By Raven N. Garza
AUSTIN, Texas— As someone who was born early enough to be a Millenial and just late enough to be considered Gen Z, I grew up watching an interesting set of celebrities. Women like JLo and Shakira were starting to burst onto the scene, but I personally got attached to a slightly less sensational group. Namely, the entire cast from the “Spy Kids” movie franchise.
While I was growing up, my mom must have played those movies on VHS for me about a million times, but what left an impact on me was seeing a fun story centered around a (mostly) ordinary Latinx family. They had varying shades of skin tones, some had a more noticeable accent than others, and, most importantly, there were no annoying stereotypes. In the loud sibling rivalry between Juni and Carmen Cortez, I saw myself with my little cousins. It was comforting to witness a familiar language and dynamic on the big screen at such a young age.
According to a 2018 study by the University of California, Los Angeles, people of color accounted for only 13.9% of film leads and Latinx actors made up just 2.7% of film roles. Although it has been a struggle to find someone exactly like me, a queer brown Latina who’s stuck between being “too American” or “too Mexican”, depicted in television or in the music scene —there have been major improvements with representation in the past few years. For example, The National Association of Latino Independent Producers (NALIP) hosted Latino Media Fest to highlight Latinx storytellers, YouTube created the Next Up camp to help support Latinx creators, and the hashtag #LatinosLeftOut became popular during Oscar season to protest Hollywood’s lack of Latinx representation.
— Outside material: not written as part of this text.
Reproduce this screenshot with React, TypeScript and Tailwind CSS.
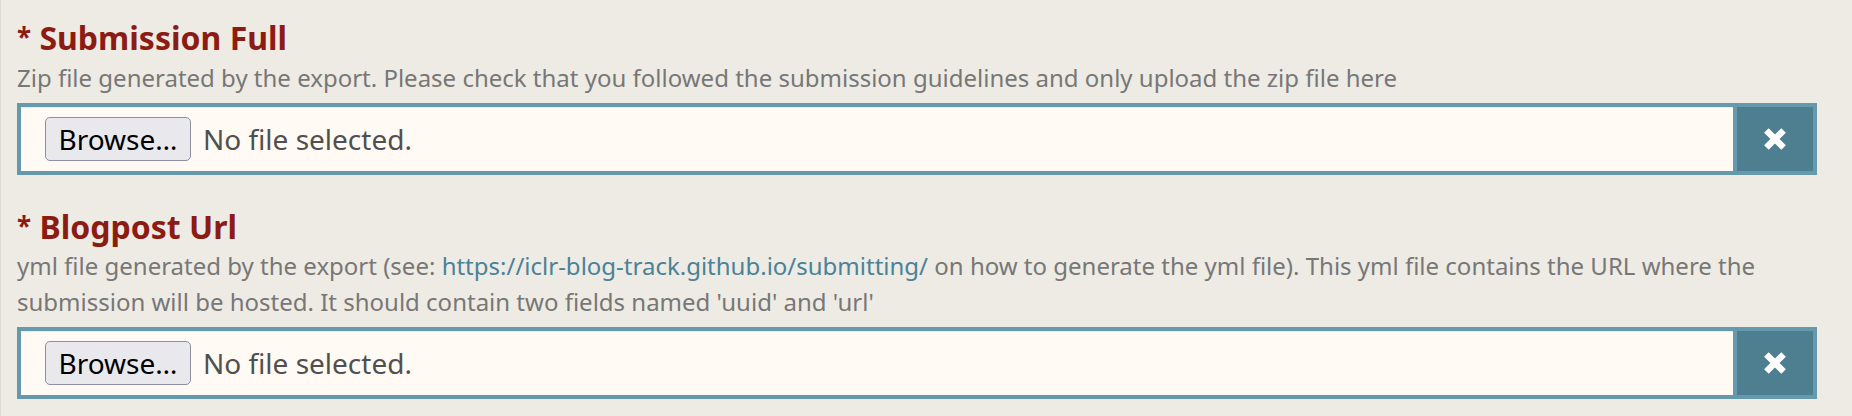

Here are five talented Latinas who are currently transforming the entertainment industry and expressing their identity on their own terms:
1. Kali Uchis
With musical influences that span from early soul and doo-wop to reggae and R&B, Kali Uchis has created genre-defying music that feature unique melodies and also embrace her Colombian background. She began garnering more attention after the release of her debut album Isolation in 2018 and has since performed massive tours around the world. Her message to the Latinx community is one of self-love and empowerment. “It’s important to remember that being Latinx comes in every colour, shape, and personality,” she told Crack Magazine. “So embrace who you are. Your heart and your soul are not defined by stereotypes or expectations.”
2. Mishel Prada
Mishel Prada began pursuing acting when she was 23, and has since landed leading roles in “Fear the Walking Dead: Passage” and the recent Starz drama series, “Vida”. In the latter, Prada plays a queer Latinx character who gets rejected by her mother after coming out. The series has received praise for its inclusive characters and loving portrayal of a historically Mexican-American neighborhood. In an interview with ET Online she commended “Vida’s” writing room, “We’re starting to see how normal it should be to tell our own stories and not have them told to us.”
3. Ana de Armas
After starring in Cuban and Spanish romantic dramas during her teenage years such as “Una rosa de Francia” and “El Internado”, Ana de Armas eventually moved to Hollywood in search of a fresh start for her career. Even though she initially didn’t speak a lot of English, she was set on taking rigorous courses to avoid being limited by stereotypical roles for Latinx actresses. “I want to show how strong and smart women are,” she told Michigan Avenue Magazine. “We go through so much. We need to see that on screen.” She’s recently become a household name because of her performances in “Blade Runner 2049” and “Knives Out”. De Armas has openly supported movements like Black Lives Matter and equal pay for equal work, while also criticizing Trump’s family separation policy.
4. Princess Nokia
Destiny Frasqueri, aka Princess Nokia, made waves in the male-dominated rap scene because of her unabashed confidence as a queer brown woman. Her debut album 1992 Deluxe delved into her layered identity with lyrics such as, “I’m that Black a-Rican bruja straight out from the Yoruba/And my ancestors Nigerian, my grandmas was brujas.” She encourages QTPOC (Queer & Trans People of Color) to always be unapologetic and true to themselves. When asked about her identity in the hip-hop industry during an NME interview she stated, “I don’t think the world gets to see too many women like me, and I enjoy being that woman…because it breaks more doors down.”
5. Karrie Martin
Despite her original career aspirations to become a lawyer, Karrie Martin has made a name for herself as an actress after starring as a queer Chicana artist in the new Netflix Original series “Gentefied”. The show is quickly becoming a favorite due to its depiction of Latinx culture, which is told by Latinx writers. In her article on Backstage, Martin spoke of the relationship with her character, “I’m a Latina from southern Louisiana, who stepped out of her comfort zone, made bold choices, left it all in the room, and walked out knowing I was enough, even if the role was so far from who I am in my day to day life.”
I can’t wait to see more Latinas make their way onto the entertainment scene and get the opportunity to share their talents with the world. We know there’s still work to be done when it comes to representation in the media, but with a new generation of inspiring women like those mentioned above —we are bound to see others follow in their footsteps.